The idea is that it is a TV for those who hate how a black rectangle can spoil the look of their room. Instead of a huge screen dominating with nothing interesting about it, you can instead enjoy vibrant images that look amazing.
It can even scan the wallpaper in your home, and replicate it, so the TV blends in if you want it to almost completely disappear.
The reason I mention it is because, when in Art Mode, the TV is not really off. And so you’re burning through a lot more electricity than you would be with a regular TV in standby mode.
You should be careful with any TV that has options to let you leave the screen on, whether for a purpose or as a convenience. As you might just be using a lot of unnecessary power.
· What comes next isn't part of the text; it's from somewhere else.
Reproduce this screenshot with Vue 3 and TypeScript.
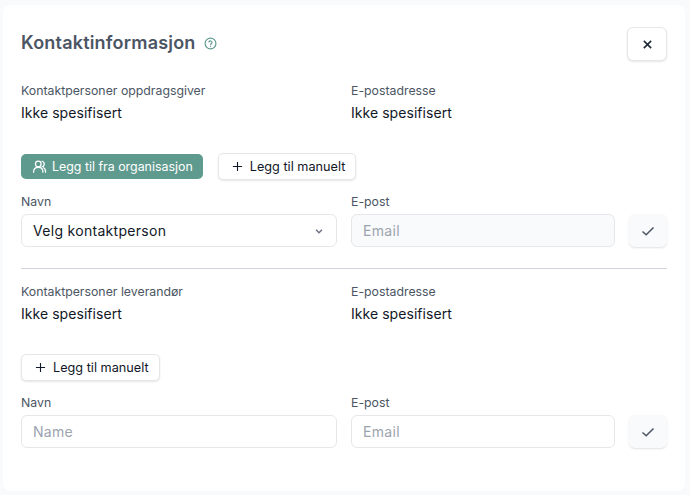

Read more: Does the Samsung Frame TV Use A Lot of Electricity?
The Bottom Line
TVs are not the most power-hungry devices in your home, but leaving any device switched on when you’re not using it is wasteful.
I’m not saying you should turn it off every time you leave a room for five minutes. If you’re only walking into the kitchen to check on dinner, it’s not worth turning it off to turn it back on again.
But if you know you’re guilty of bad habits, leaving it switched on for hours at a time or even overnight when nobody is watching, you could make some decent savings.
And if you can turn it off completely, instead of leaving it on standby, you may not save much but you’ll be helping lower the overall power demand of the country – and that can only be a good thing.